▸ Brief
Restate the material word for word and leave out anything that is a picture.
=====
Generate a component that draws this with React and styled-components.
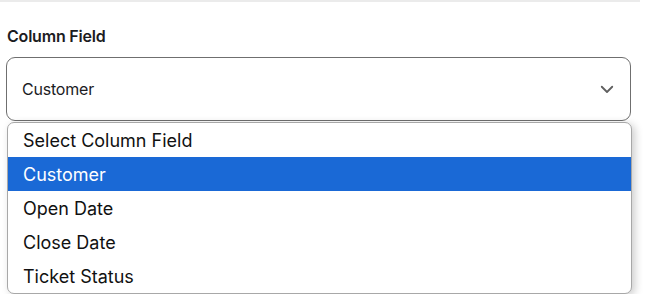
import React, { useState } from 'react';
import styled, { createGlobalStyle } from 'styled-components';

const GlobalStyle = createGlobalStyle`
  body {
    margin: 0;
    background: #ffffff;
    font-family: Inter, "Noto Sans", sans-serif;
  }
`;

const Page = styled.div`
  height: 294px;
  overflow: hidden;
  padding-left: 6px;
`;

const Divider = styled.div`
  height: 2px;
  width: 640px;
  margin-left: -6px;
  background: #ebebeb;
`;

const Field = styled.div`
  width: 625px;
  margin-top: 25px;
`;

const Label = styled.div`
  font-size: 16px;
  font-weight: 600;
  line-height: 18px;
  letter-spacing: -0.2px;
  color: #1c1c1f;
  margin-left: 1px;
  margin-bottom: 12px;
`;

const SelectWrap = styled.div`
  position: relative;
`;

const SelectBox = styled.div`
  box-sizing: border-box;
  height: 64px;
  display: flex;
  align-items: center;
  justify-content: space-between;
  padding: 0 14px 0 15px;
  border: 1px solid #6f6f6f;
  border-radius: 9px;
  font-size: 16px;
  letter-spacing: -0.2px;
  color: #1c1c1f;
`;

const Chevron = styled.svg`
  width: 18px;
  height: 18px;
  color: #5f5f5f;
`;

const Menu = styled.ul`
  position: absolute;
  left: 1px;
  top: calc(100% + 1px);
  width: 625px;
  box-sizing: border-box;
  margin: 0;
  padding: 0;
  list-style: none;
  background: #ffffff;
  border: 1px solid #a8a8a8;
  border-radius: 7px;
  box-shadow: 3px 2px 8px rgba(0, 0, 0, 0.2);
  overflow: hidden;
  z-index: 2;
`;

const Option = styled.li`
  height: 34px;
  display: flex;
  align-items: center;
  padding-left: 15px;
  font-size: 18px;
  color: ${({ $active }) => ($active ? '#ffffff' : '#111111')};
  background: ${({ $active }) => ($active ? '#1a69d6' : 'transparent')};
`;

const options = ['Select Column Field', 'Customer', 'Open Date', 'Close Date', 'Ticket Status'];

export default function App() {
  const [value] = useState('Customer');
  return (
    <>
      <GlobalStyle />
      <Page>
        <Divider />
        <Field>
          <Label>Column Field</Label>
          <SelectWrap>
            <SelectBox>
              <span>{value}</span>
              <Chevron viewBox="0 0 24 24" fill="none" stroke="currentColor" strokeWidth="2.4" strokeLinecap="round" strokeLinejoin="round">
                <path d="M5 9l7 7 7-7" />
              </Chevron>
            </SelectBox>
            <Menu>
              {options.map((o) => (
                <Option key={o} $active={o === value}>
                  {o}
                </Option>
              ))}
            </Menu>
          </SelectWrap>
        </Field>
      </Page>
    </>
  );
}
=====
▸ Response to the exercise
Generate a component that draws this with React and styled-components.
import React, { useState } from 'react';
import styled, { createGlobalStyle } from 'styled-components';

const GlobalStyle = createGlobalStyle`
  body {
    margin: 0;
    background: #ffffff;
    font-family: Inter, "Noto Sans", sans-serif;
  }
`;

const Page = styled.div`
  height: 294px;
  overflow: hidden;
  padding-left: 6px;
`;

const Divider = styled.div`
  height: 2px;
  width: 640px;
  margin-left: -6px;
  background: #ebebeb;
`;

const Field = styled.div`
  width: 625px;
  margin-top: 25px;
`;

const Label = styled.div`
  font-size: 16px;
  font-weight: 600;
  line-height: 18px;
  letter-spacing: -0.2px;
  color: #1c1c1f;
  margin-left: 1px;
  margin-bottom: 12px;
`;

const SelectWrap = styled.div`
  position: relative;
`;

const SelectBox = styled.div`
  box-sizing: border-box;
  height: 64px;
  display: flex;
  align-items: center;
  justify-content: space-between;
  padding: 0 14px 0 15px;
  border: 1px solid #6f6f6f;
  border-radius: 9px;
  font-size: 16px;
  letter-spacing: -0.2px;
  color: #1c1c1f;
`;

const Chevron = styled.svg`
  width: 18px;
  height: 18px;
  color: #5f5f5f;
`;

const Menu = styled.ul`
  position: absolute;
  left: 1px;
  top: calc(100% + 1px);
  width: 625px;
  box-sizing: border-box;
  margin: 0;
  padding: 0;
  list-style: none;
  background: #ffffff;
  border: 1px solid #a8a8a8;
  border-radius: 7px;
  box-shadow: 3px 2px 8px rgba(0, 0, 0, 0.2);
  overflow: hidden;
  z-index: 2;
`;

const Option = styled.li`
  height: 34px;
  display: flex;
  align-items: center;
  padding-left: 15px;
  font-size: 18px;
  color: ${({ $active }) => ($active ? '#ffffff' : '#111111')};
  background: ${({ $active }) => ($active ? '#1a69d6' : 'transparent')};
`;

const options = ['Select Column Field', 'Customer', 'Open Date', 'Close Date', 'Ticket Status'];

export default function App() {
  const [value] = useState('Customer');
  return (
    <>
      <GlobalStyle />
      <Page>
        <Divider />
        <Field>
          <Label>Column Field</Label>
          <SelectWrap>
            <SelectBox>
              <span>{value}</span>
              <Chevron viewBox="0 0 24 24" fill="none" stroke="currentColor" strokeWidth="2.4" strokeLinecap="round" strokeLinejoin="round">
                <path d="M5 9l7 7 7-7" />
              </Chevron>
            </SelectBox>
            <Menu>
              {options.map((o) => (
                <Option key={o} $active={o === value}>
                  {o}
                </Option>
              ))}
            </Menu>
          </SelectWrap>
        </Field>
      </Page>
    </>
  );
}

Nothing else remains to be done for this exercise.